This repository contains a machine learning model for email classification, distinguishing between spam and non-spam emails. The model is trained using a dataset of labeled spam and non-spam emails. It utilizes a combination of logistic regression and Naive Bayes algorithms in an ensemble approach, implemented through a VotingClassifier.
- Data preprocessing: The model extracts and transforms email content into numerical features using TF-IDF (Term Frequency-Inverse Document Frequency) technique.
- Class imbalance handling: To tackle class imbalance, the majority class (non-spam) is undersampled during training.
- Ensemble model: The VotingClassifier combines predictions from logistic regression and Naive Bayes classifiers using a soft voting strategy.
- Evaluation metrics: Model performance is evaluated using accuracy, precision, recall, and F1 score.

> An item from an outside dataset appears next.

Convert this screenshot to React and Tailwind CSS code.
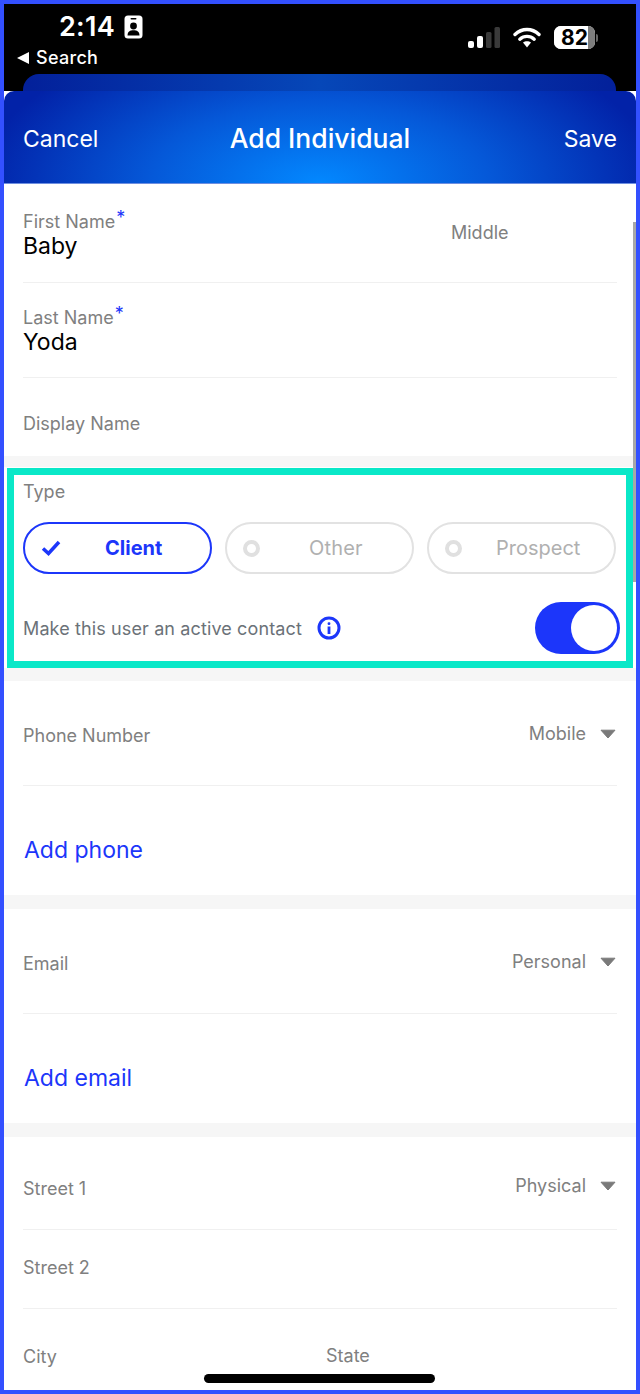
const FONT = "font-['Inter','Liberation_Sans',sans-serif]";

function Caret() {
  return (
    <svg width="16" height="10" viewBox="0 0 16 10" className="shrink-0 -mt-[1px]">
      <path d="M1 1.2 H15 L8 9 Z" fill="#7a7a7a" stroke="#7a7a7a" strokeLinejoin="round" />
    </svg>
  );
}

function Divider() {
  return <div className="h-px bg-[#f0f0f0] mx-[19px]" />;
}

function Gap({ h }) {
  return <div className={`${h} bg-[#f6f6f6]`} />;
}

function Label({ children, star }) {
  return (
    <span className="text-[18px] leading-[22px] text-[#808080] whitespace-nowrap">
      {children}
      {star && <sup className="text-[#1c36fa] text-[18px] leading-none top-[-4px] ml-px">*</sup>}
    </span>
  );
}

function NameRow({ label, value, right, height, pt }) {
  return (
    <div className={`${height} ${pt} px-[19px] flex justify-between`}>
      <div className="flex flex-col">
        <Label star>{label}</Label>
        <span className="text-[23px] leading-[28px] text-black -mt-[1px]">{value}</span>
      </div>
      {right && <div className="w-[166px] pt-[10px]"><Label>{right}</Label></div>}
    </div>
  );
}

function SelectRow({ label, value, height, extra, nudge }) {
  return (
    <div className={`${height} px-[19px] flex items-start justify-between ${extra}`}>
      <Label>{label}</Label>
      <div className={`flex items-center gap-[14px] pr-[1px] ${nudge}`}>
        <span className="text-[18px] leading-[22px] text-[#808080]">{value}</span>
        <Caret />
      </div>
    </div>
  );
}

function OffPill({ label, textClass }) {
  return (
    <div className="relative w-[189px] h-[52px] rounded-full border-2 border-[#e2e2e2] flex items-center pl-[16px]">
      <span className="w-[17px] h-[17px] rounded-full border-[4px] border-[#e0e0e0]" />
      <span className={`text-[20px] text-[#b0b0b0] ${textClass}`}>{label}</span>
    </div>
  );
}

export default function App() {
  return (
    <div className={`${FONT} relative w-[640px] h-[1394px] overflow-hidden border-4 border-[#3350ff] bg-white`}>
      {/* Status bar */}
      <div className="h-[87px] bg-black relative">
        <div className="flex justify-between h-[40px] pl-[55px] pr-[38px] pt-[6px]">
          <div className="flex items-center gap-[9px] h-[34px]">
            <span className="text-[27px] leading-[34px] font-semibold text-white tracking-[0.3px]">2:14</span>
            <svg width="19" height="24" viewBox="0 0 19 24">
              <rect x="0.5" y="0.5" width="18" height="23" rx="3.5" fill="#fff" />
              <rect x="6.5" y="3" width="6" height="1.6" rx="0.8" fill="#000" />
              <circle cx="9.5" cy="11" r="3.4" fill="#000" />
              <path d="M3.5 20.5 C3.5 16.5 6 15.2 9.5 15.2 C13 15.2 15.5 16.5 15.5 20.5 Z" fill="#000" />
            </svg>
          </div>
          <div className="flex items-center gap-[13px] mt-[16px] h-[23px]">
            <svg width="32" height="21" viewBox="0 0 32 21">
              <rect x="0" y="14" width="6" height="7" rx="2" fill="#fff" />
              <rect x="9" y="9" width="6" height="12" rx="2" fill="#fff" />
              <rect x="18" y="5" width="5.5" height="16" rx="1.5" fill="#3a3a3a" />
              <rect x="26.5" y="0" width="5.5" height="21" rx="1.5" fill="#3a3a3a" />
            </svg>
            <svg width="28" height="21" viewBox="0 0 28 21">
              <path d="M2 7.5 C9 0.8 19 0.8 26 7.5" fill="none" stroke="#fff" strokeWidth="3.4" strokeLinecap="round" />
              <path d="M6.8 12.2 C11 8.4 17 8.4 21.2 12.2" fill="none" stroke="#fff" strokeWidth="3.4" strokeLinecap="round" />
              <path d="M10 15.6 L14 20.5 L18 15.6 C15.8 13.8 12.2 13.8 10 15.6 Z" fill="#fff" />
            </svg>
            <div className="flex items-center gap-[1px]">
              <div className="relative w-[41px] h-[23px] rounded-[7px] overflow-hidden bg-white flex">
                <div className="w-[34px] h-full bg-white" />
                <div className="w-[7px] h-full bg-[#7d7d7d]" />
                <span className="absolute left-[7px] top-0 text-[21px] leading-[23px] font-bold text-black">82</span>
              </div>
              <div className="w-[2px] h-[8px] rounded-r bg-[#666]" />
            </div>
          </div>
        </div>
        <div className="flex items-center gap-[7px] pl-[13px] mt-[3px]">
          <svg width="12" height="12" viewBox="0 0 12 12"><path d="M0 6 L12 0 V12 Z" fill="#fff" /></svg>
          <span className="text-[18px] leading-[22px] text-white font-medium tracking-[0.3px]">Search</span>
        </div>
        <div className="absolute left-[19px] right-[20px] bottom-0 h-[17px] rounded-t-[16px] bg-[linear-gradient(90deg,#03209a_0%,#0647b8_50%,#03209a_100%)]" />
      </div>

      {/* Header */}
      <div className="h-[93px] rounded-t-[10px] bg-[radial-gradient(ellipse_340px_160px_at_50%_100%,#0388ff_0%,#0558d8_50%,#0222a8_100%)] border-b border-[#6f8fe0] flex items-center justify-between px-[19px] relative">
        <span className="text-[23px] leading-[30px] text-white pt-[4px]">Cancel</span>
        <span className="absolute left-0 right-0 text-center text-[26.5px] leading-[34px] pt-[2px] text-white font-medium">Add Individual</span>
        <span className="text-[23px] leading-[30px] text-white pt-[4px]">Save</span>
      </div>

      {/* Name section */}
      <NameRow label="First Name" value="Baby" right="Middle" height="h-[98px]" pt="pt-[27px]" />
      <Divider />
      <NameRow label="Last Name" value="Yoda" height="h-[94px]" pt="pt-[24px]" />
      <Divider />
      <div className="h-[78px] px-[19px] pt-[34px]"><Label>Display Name</Label></div>
      <Gap h="h-[11px]" />

      {/* Type section */}
      <div className="h-[201px] px-[19px] pt-[13px]">
        <div className="h-[22px]"><Label>Type</Label></div>
        <div className="flex gap-[13px] mt-[20px]">
          <div className="relative w-[189px] h-[52px] rounded-full border-2 border-[#1c36fa] flex items-center pl-[16px]">
            <svg width="20" height="16" viewBox="0 0 20 16">
              <path d="M2 8.5 L7.5 13.5 L18 2" fill="none" stroke="#1c36fa" strokeWidth="3.5" />
            </svg>
            <span className="text-[20px] font-bold text-[#1c36fa] ml-[44px]">Client</span>
          </div>
          <OffPill label="Other" textClass="ml-[49px] tracking-[0.2px]" />
          <OffPill label="Prospect" textClass="ml-[34px]" />
        </div>
        <div className="flex items-center justify-between mt-[28px]">
          <div className="flex items-center gap-[15px]">
            <span className="text-[18px] leading-[22px] pt-[2px] text-[#6b7278] tracking-[0.12px]">Make this user an active contact</span>
            <svg width="24" height="24" viewBox="0 0 24 24">
              <circle cx="12" cy="12" r="10" fill="none" stroke="#1c36fa" strokeWidth="3" />
              <rect x="10.6" y="10.5" width="2.8" height="7.5" fill="#1c36fa" />
              <rect x="10.6" y="6.2" width="2.8" height="2.8" rx="1.2" fill="#1c36fa" />
            </svg>
          </div>
          <div className="w-[85px] h-[52px] rounded-full bg-[#1c36fa] flex items-center justify-end pr-[3px] -mr-[3px]">
            <div className="w-[46px] h-[46px] rounded-full bg-white" />
          </div>
        </div>
      </div>
      <Gap h="h-[13px]" />

      {/* Phone */}
      <SelectRow label="Phone Number" value="Mobile" height="h-[104px]" extra="pt-[44px]" nudge="-mt-[2px]" />
      <Divider />
      <div className="h-[109px] px-[20px] pt-[49px]"><span className="text-[23px] leading-[30px] text-[#1c36fa]">Add phone</span></div>
      <Gap h="h-[14px]" />

      {/* Email */}
      <SelectRow label="Email" value="Personal" height="h-[104px]" extra="pt-[44px]" nudge="-mt-[2px]" />
      <Divider />
      <div className="h-[109px] px-[20px] pt-[49px]"><span className="text-[23px] leading-[30px] text-[#1c36fa]">Add email</span></div>
      <Gap h="h-[14px]" />

      {/* Address */}
      <SelectRow label="Street 1" value="Physical" height="h-[92px]" extra="pt-[41px]" nudge="-mt-[3px]" />
      <Divider />
      <div className="h-[78px] px-[19px] pt-[26px]"><Label>Street 2</Label></div>
      <Divider />
      <div className="px-[19px] pt-[36px] flex">
        <div className="w-[303px]"><Label>City</Label></div>
        <Label>State</Label>
      </div>

      {/* Overlays */}
      <div className="absolute left-[3px] top-[464px] w-[626px] h-[200px] border-[7px] border-[#0ae8c8]" />
      <div className="absolute right-0 top-[218px] w-[3px] h-[360px] bg-[#a8a8a8]" />
      <div className="absolute left-[200px] top-[1370px] w-[231px] h-[9px] rounded-full bg-black" />
    </div>
  );
}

- Install the required dependencies listed in the requirements.txt file by running
pip install -r requirements.txt.
- Run the streamlit_app.py script to launch the Streamlit application locally.
- Access the application in your browser using the provided local URL.
- Enter the email content in the input box and click "Classify" to obtain the prediction of whether the email is spam or not.
- The result will be displayed to show whether the email content is spam or not.
This email classification model aims to enhance email management by effectively identifying and filtering spam emails. It can be integrated into existing email systems or utilized as a standalone solution.